What is Drawing Guess Game?

The Drawing Guess Game gives you a random word to draw on a canvas while a timer counts down. Friends shout out guesses — when someone gets it, tap their name to award the points. Solo mode lets you practice alone, or switch to party mode for full multiplayer scoring.

Two ways to play. Solo mode is just you, a word, a timer and a canvas, good for warming up your doodling or filling a quiet ten minutes. Party mode adds players, a scoreboard and tap-to-award scoring: friends call out guesses out loud (in the room or on a video call with your screen shared), and whoever gets it gets a tap on their name in the scoreboard. The points awarded match the number ticking down on the timer, so a fast guess is worth six and a last-second one is worth one.

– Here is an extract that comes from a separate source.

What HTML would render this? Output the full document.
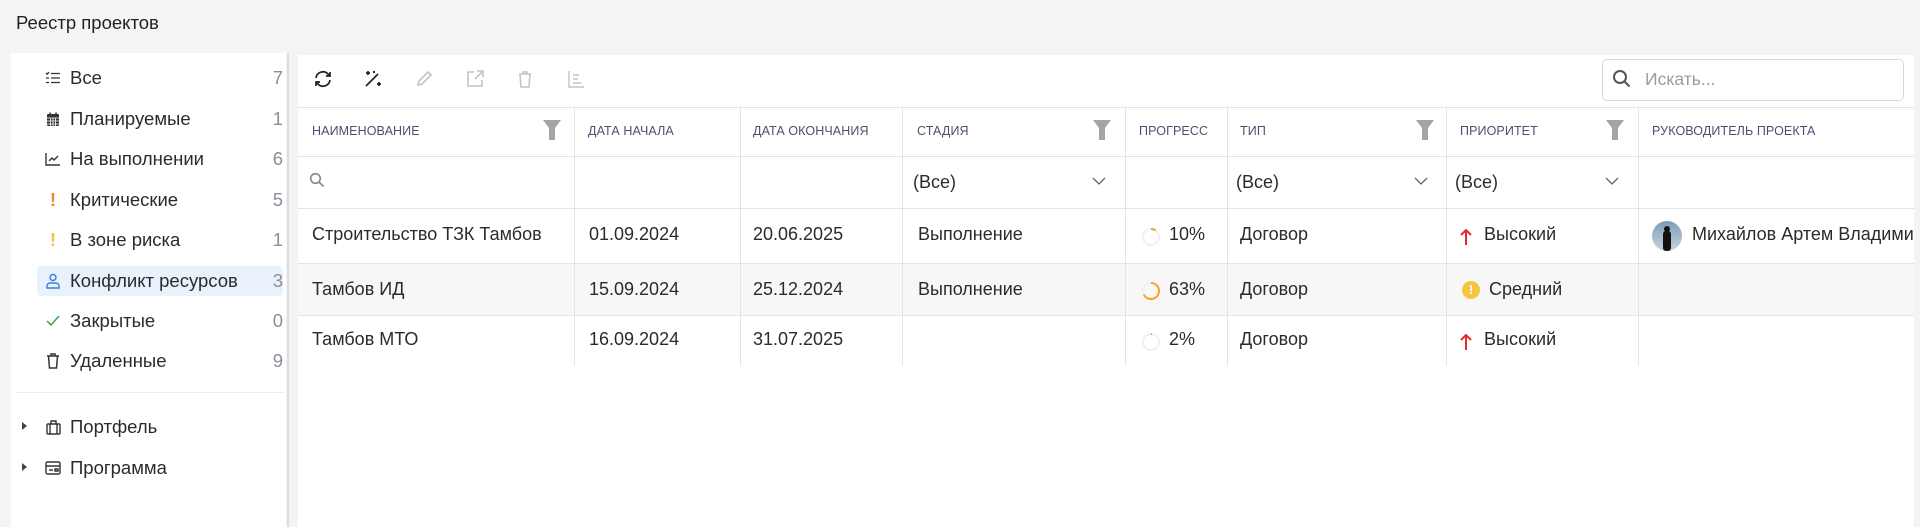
<!DOCTYPE html>
<html><head><meta charset="utf-8"><style>
*{box-sizing:border-box;margin:0;padding:0}
body{width:1920px;height:527px;background:#f3f4f6;font-family:"Liberation Sans","DejaVu Sans",sans-serif;color:#2b2b2b;position:relative;overflow:hidden}
.abs{position:absolute}
.title{left:16px;top:12px;font-size:18.5px;color:#222}
.side{left:11px;top:53px;width:275px;height:474px;background:#fff}
.sep{left:287px;top:53px;width:2px;height:474px;background:#dcdde0}
.main{left:298px;top:55px;width:1616px;height:472px;background:#fff}
.item{position:absolute;left:37px;width:246px;height:30px;font-size:18.5px;line-height:30px}
.item .ic{position:absolute;left:6px;top:0;width:20px;height:30px;display:flex;align-items:center;justify-content:center}
.item .t{position:absolute;left:33px}
.item .n{position:absolute;right:0;color:#8a8f99}
.sel{background:#e9f1fc;border-radius:4px}
.tb{position:absolute;top:68px;width:22px;height:22px}
.hcell{position:absolute;font-size:12.5px;color:#4a5070;top:124px;letter-spacing:.1px}
.vl{position:absolute;top:107px;width:1px;height:259px;background:#e3e4ea}
.hl{position:absolute;left:298px;width:1616px;height:1px;background:#e3e4ea}
.c{position:absolute;font-size:18px;color:#2b2b2b}
.fil{position:absolute;top:120px}
.chev{position:absolute;top:177px}
</style></head><body>
<div class="abs title">Реестр проектов</div>
<div class="abs side"></div>
<div class="abs sep"></div>
<div class="abs main"></div>

<div class="item" style="top:63px"><span class="ic"><svg width="16" height="14" viewBox="0 0 16 14" fill="none" stroke="#333" stroke-width="1.3"><path d="M1 2l1.2 1.2L4 1M6 2.5h9M1 7h3M6 7h9M1 11.5h3M6 11.5h9"/></svg></span><span class="t">Все</span><span class="n">7</span></div>
<div class="item" style="top:104px"><span class="ic"><svg width="14" height="15" viewBox="0 0 14 15"><rect x="1" y="2" width="12" height="12" rx="1" fill="#333"/><path d="M4 0.5v3M10 0.5v3" stroke="#333" stroke-width="1.5"/><path d="M1 6h12M1 9h12M1 12h12M4.5 6v8M7 6v8M9.5 6v8" stroke="#fff" stroke-width=".8"/></svg></span><span class="t">Планируемые</span><span class="n">1</span></div>
<div class="item" style="top:144px"><span class="ic"><svg width="16" height="14" viewBox="0 0 16 14" fill="none" stroke="#333" stroke-width="1.4"><path d="M1 1v12h14M4 9l3-3 2 2 4-4"/></svg></span><span class="t">На выполнении</span><span class="n">6</span></div>
<div class="item" style="top:185px"><span class="ic" style="color:#f08a24;font-weight:bold">!</span><span class="t">Критические</span><span class="n">5</span></div>
<div class="item" style="top:225px"><span class="ic" style="color:#f5c242;font-weight:bold">!</span><span class="t">В зоне риска</span><span class="n">1</span></div>
<div class="item sel" style="top:266px"><span class="ic"><svg width="14" height="16" viewBox="0 0 14 16" fill="none" stroke="#3d7be0" stroke-width="1.4"><circle cx="7" cy="4.5" r="3"/><path d="M1 15v-2a3 3 0 013-3h6a3 3 0 013 3v2z"/></svg></span><span class="t">Конфликт ресурсов</span><span class="n">3</span></div>
<div class="item" style="top:306px"><span class="ic"><svg width="14" height="12" viewBox="0 0 14 12" fill="none" stroke="#3aa64a" stroke-width="1.5"><path d="M1 6l4 4 8-9"/></svg></span><span class="t">Закрытые</span><span class="n">0</span></div>
<div class="item" style="top:346px"><span class="ic"><svg width="14" height="16" viewBox="0 0 14 16" fill="none" stroke="#333" stroke-width="1.5"><path d="M1 3h12M5 3V1h4v2M2.5 3l1 12h7l1-12"/></svg></span><span class="t">Удаленные</span><span class="n">9</span></div>
<div class="abs" style="left:16px;top:392px;width:268px;height:1px;background:#ececef"></div>
<div class="abs" style="left:22px;top:422px;width:0;height:0;border-left:5px solid #444;border-top:4px solid transparent;border-bottom:4px solid transparent"></div>
<div class="item" style="top:412px"><span class="ic"><svg width="15" height="15" viewBox="0 0 15 15" fill="none" stroke="#333" stroke-width="1.4"><rect x="1" y="4" width="13" height="10" rx="1"/><path d="M5 4V1h5v3M4 4v10M11 4v10"/></svg></span><span class="t">Портфель</span></div>
<div class="abs" style="left:22px;top:463px;width:0;height:0;border-left:5px solid #444;border-top:4px solid transparent;border-bottom:4px solid transparent"></div>
<div class="item" style="top:453px"><span class="ic"><svg width="16" height="14" viewBox="0 0 16 14" fill="none" stroke="#333" stroke-width="1.4"><rect x="1" y="1" width="14" height="12" rx="1.5"/><path d="M4 9h4M10 8h3v2h-3zM1 5h14"/></svg></span><span class="t">Программа</span></div>

<svg class="tb" style="left:312px" viewBox="0 0 22 22" fill="none" stroke="#222" stroke-width="1.7"><path d="M4 10a7 7 0 0112-4l2 2M18 4v4h-4M18 12a7 7 0 01-12 4l-2-2M4 18v-4h4"/></svg>
<svg class="tb" style="left:362px" viewBox="0 0 22 22" fill="none" stroke="#222" stroke-width="1.7"><path d="M4 18L16 6M6 3v4M4 5h4M17 14v4M15 16h4M12 3v2M11 4h2"/></svg>
<svg class="tb" style="left:413px" viewBox="0 0 22 22" fill="none" stroke="#c4c4c8" stroke-width="1.6"><path d="M5 17l1-4 9-9 3 3-9 9z"/></svg>
<svg class="tb" style="left:464px" viewBox="0 0 22 22" fill="none" stroke="#c4c4c8" stroke-width="1.6"><path d="M10 4H4v14h14v-6M13 3h6v6M19 3l-8 8"/></svg>
<svg class="tb" style="left:514px" viewBox="0 0 22 22" fill="none" stroke="#c4c4c8" stroke-width="1.6"><path d="M5 6h12M9 6V4h4v2M6 6l1 13h8l1-13"/></svg>
<svg class="tb" style="left:565px" viewBox="0 0 22 22" fill="none" stroke="#c4c4c8" stroke-width="1.4"><path d="M4 3v16h15M8 7h6M8 11h5M8 15h8"/></svg>
<div class="abs" style="left:1602px;top:59px;width:302px;height:42px;border:1px solid #d6d8dd;border-radius:5px"></div>
<svg class="abs" style="left:1612px;top:69px" width="20" height="20" viewBox="0 0 20 20" fill="none" stroke="#555" stroke-width="2"><circle cx="8" cy="8" r="6"/><path d="M12.5 12.5l5 5"/></svg>
<div class="abs" style="left:1645px;top:69px;font-size:17.5px;color:#9a9ca3">Искать...</div>

<div class="hl" style="top:107px"></div>
<div class="hl" style="top:156px"></div>
<div class="hl" style="top:208px"></div>
<div class="abs" style="left:298px;top:264px;width:1616px;height:51px;background:#f7f7f8"></div>
<div class="hl" style="top:263px"></div>
<div class="hl" style="top:315px"></div>
<div class="vl" style="left:574px"></div><div class="vl" style="left:740px"></div><div class="vl" style="left:902px"></div><div class="vl" style="left:1125px"></div><div class="vl" style="left:1227px"></div><div class="vl" style="left:1446px"></div><div class="vl" style="left:1638px"></div>

<div class="hcell" style="left:312px">НАИМЕНОВАНИЕ</div>
<div class="hcell" style="left:588px">ДАТА НАЧАЛА</div>
<div class="hcell" style="left:753px">ДАТА ОКОНЧАНИЯ</div>
<div class="hcell" style="left:917px">СТАДИЯ</div>
<div class="hcell" style="left:1139px">ПРОГРЕСС</div>
<div class="hcell" style="left:1240px">ТИП</div>
<div class="hcell" style="left:1460px">ПРИОРИТЕТ</div>
<div class="hcell" style="left:1652px">РУКОВОДИТЕЛЬ ПРОЕКТА</div>
<svg class="fil" style="left:543px" width="18" height="20" viewBox="0 0 18 20"><path d="M0 0h18l-6 8v12h-6V8z" fill="#a3a5aa"/></svg>
<svg class="fil" style="left:1093px" width="18" height="20" viewBox="0 0 18 20"><path d="M0 0h18l-6 8v12h-6V8z" fill="#a3a5aa"/></svg>
<svg class="fil" style="left:1416px" width="18" height="20" viewBox="0 0 18 20"><path d="M0 0h18l-6 8v12h-6V8z" fill="#a3a5aa"/></svg>
<svg class="fil" style="left:1606px" width="18" height="20" viewBox="0 0 18 20"><path d="M0 0h18l-6 8v12h-6V8z" fill="#a3a5aa"/></svg>

<svg class="abs" style="left:309px;top:172px" width="16" height="16" viewBox="0 0 16 16" fill="none" stroke="#888" stroke-width="1.6"><circle cx="6.5" cy="6.5" r="4.8"/><path d="M10 10l4.5 4.5"/></svg>
<div class="c" style="left:913px;top:172px">(Все)</div>
<div class="c" style="left:1236px;top:172px">(Все)</div>
<div class="c" style="left:1455px;top:172px">(Все)</div>
<svg class="chev" style="left:1092px" width="14" height="9" viewBox="0 0 14 9" fill="none" stroke="#666" stroke-width="1.3"><path d="M1 1l6 6 6-6"/></svg>
<svg class="chev" style="left:1414px" width="14" height="9" viewBox="0 0 14 9" fill="none" stroke="#666" stroke-width="1.3"><path d="M1 1l6 6 6-6"/></svg>
<svg class="chev" style="left:1605px" width="14" height="9" viewBox="0 0 14 9" fill="none" stroke="#666" stroke-width="1.3"><path d="M1 1l6 6 6-6"/></svg>

<div class="c" style="left:312px;top:224px">Строительство ТЗК Тамбов</div>
<div class="c" style="left:589px;top:224px">01.09.2024</div>
<div class="c" style="left:753px;top:224px">20.06.2025</div>
<div class="c" style="left:918px;top:224px">Выполнение</div>
<svg class="abs" style="left:1141px;top:227px" width="20" height="20" viewBox="0 0 20 20" fill="none" stroke-width="2"><circle cx="10" cy="10" r="8" stroke="#f0f0f0"/><path d="M10 2a8 8 0 014.7 1.5" stroke="#f5a623"/></svg>
<div class="c" style="left:1169px;top:224px">10%</div>
<div class="c" style="left:1240px;top:224px">Договор</div>
<svg class="abs" style="left:1460px;top:228px" width="12" height="18" viewBox="0 0 12 18" fill="none" stroke="#e02b2b" stroke-width="2"><path d="M6 17V2M1 7l5-5 5 5"/></svg>
<div class="c" style="left:1484px;top:224px">Высокий</div>
<div class="abs" style="left:1652px;top:221px;width:30px;height:30px;border-radius:50%;background:linear-gradient(#7f9bb8,#c9d5e0);overflow:hidden"><div style="position:absolute;left:12px;top:5px;width:6px;height:6px;border-radius:50%;background:#111"></div><div style="position:absolute;left:11px;top:10px;width:8px;height:20px;background:#111;border-radius:3px"></div></div>
<div class="c" style="left:1692px;top:224px;white-space:nowrap;width:222px;overflow:hidden">Михайлов Артем Владимирович</div>

<div class="c" style="left:312px;top:279px">Тамбов ИД</div>
<div class="c" style="left:589px;top:279px">15.09.2024</div>
<div class="c" style="left:753px;top:279px">25.12.2024</div>
<div class="c" style="left:918px;top:279px">Выполнение</div>
<svg class="abs" style="left:1141px;top:281px" width="20" height="20" viewBox="0 0 20 20" fill="none" stroke-width="2"><circle cx="10" cy="10" r="8" stroke="#f0f0f0"/><path d="M10 2a8 8 0 11-7.2 11.5" stroke="#f5a623"/></svg>
<div class="c" style="left:1169px;top:279px">63%</div>
<div class="c" style="left:1240px;top:279px">Договор</div>
<div class="abs" style="left:1462px;top:281px;width:18px;height:18px;border-radius:50%;background:#f5c542;color:#fff;font-size:13px;font-weight:bold;text-align:center;line-height:18px">!</div>
<div class="c" style="left:1489px;top:279px">Средний</div>

<div class="c" style="left:312px;top:329px">Тамбов МТО</div>
<div class="c" style="left:589px;top:329px">16.09.2024</div>
<div class="c" style="left:753px;top:329px">31.07.2025</div>
<svg class="abs" style="left:1141px;top:332px" width="20" height="20" viewBox="0 0 20 20" fill="none" stroke-width="2"><circle cx="10" cy="10" r="8" stroke="#f0f0f0"/><path d="M10 2a8 8 0 011 .06" stroke="#f5a623"/></svg>
<div class="c" style="left:1169px;top:329px">2%</div>
<div class="c" style="left:1240px;top:329px">Договор</div>
<svg class="abs" style="left:1460px;top:333px" width="12" height="18" viewBox="0 0 12 18" fill="none" stroke="#e02b2b" stroke-width="2"><path d="M6 17V2M1 7l5-5 5 5"/></svg>
<div class="c" style="left:1484px;top:329px">Высокий</div>
</body></html>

Each round picks a word at random from three difficulty pools: easy nouns like 'cat' or 'house', medium concepts like 'tornado' or 'satellite', and hard abstracts like 'jealousy' or 'gravity'. The timer dials from 15 to 180 seconds (default 60), and you sketch with adjustable brushes, colors, an eraser and a paint bucket. Pick a multi-round game (3, 5, 8 or 12 rounds) for a final scoreboard, or stay endless for casual play. Turn on Word Blanks to swap the prompt for underscores — handy for hiding your word when you hand the device around.

How to use

  1. Pick Solo to practice on your own, or With friends to add players and keep score. Choose a theme like Animals or Food (or leave it Mixed), then start a round and pick one of three words to draw with the brush, color picker, eraser, and paint bucket. The round timer defaults to 60 seconds and dials anywhere from 15 to 180 seconds in Settings.
  2. Friends call out guesses out loud — in the room, or over a video call if you share your screen. The moment someone nails it, tap their name in the scoreboard to award the points showing on the timer.
  3. After the round ends, reveal the answer and check the scoreboard. Start a new round to keep playing.

When to use

  • Family game night when nobody wants to set up a board game.
  • Office team-building or a remote video call icebreaker before a meeting.
  • Birthday parties and sleepovers, especially mixed ages where reading skills vary.

Result

During a game night, the drawer gets 'astronaut' — they sketch a helmet and stars, and two players guess correctly within 20 seconds for bonus points.

FAQ

How many people do I need to play?
Two players minimum: one draws, one guesses. Three to six is the sweet spot because guesses fly back and forth fast. Bigger groups still work — since guesses are shouted out loud, there's no queue to wait for; whoever calls it first gets the tap.
Can the drawer talk or give hints while drawing?
No talking is the classic rule. You can't write letters or numbers either, and gestures are usually banned. Hint by drawing related things nearby (e.g. for 'astronaut': stars, planet, helmet) instead of pointing at parts of your sketch.
What if no one guesses the word before time runs out?
The round ends with zero points scored and the answer is revealed. Click New Round to start again. If rounds keep stalling, shorten the timer or turn on Word Blanks in Settings — guessers see the answer as underscores, which makes long words feel less hopeless.
Can I play alone, without anyone else?
Yes. Switch to Solo mode at the top of the controls — you'll get a word, a timer and a blank canvas, with no players or scoring. It's a relaxed way to practice quick sketching, warm up before drawing something serious, or just kill ten minutes. When friends turn up, tap Play with friends to flip into party mode.
Can I use this with kids who can't read yet?
Yes. Have an adult read the prompt to the drawer privately, and let pre-readers shout their guess out loud. When they nail it, anyone at the device taps their name on the scoreboard to award the points — no reading or writing needed.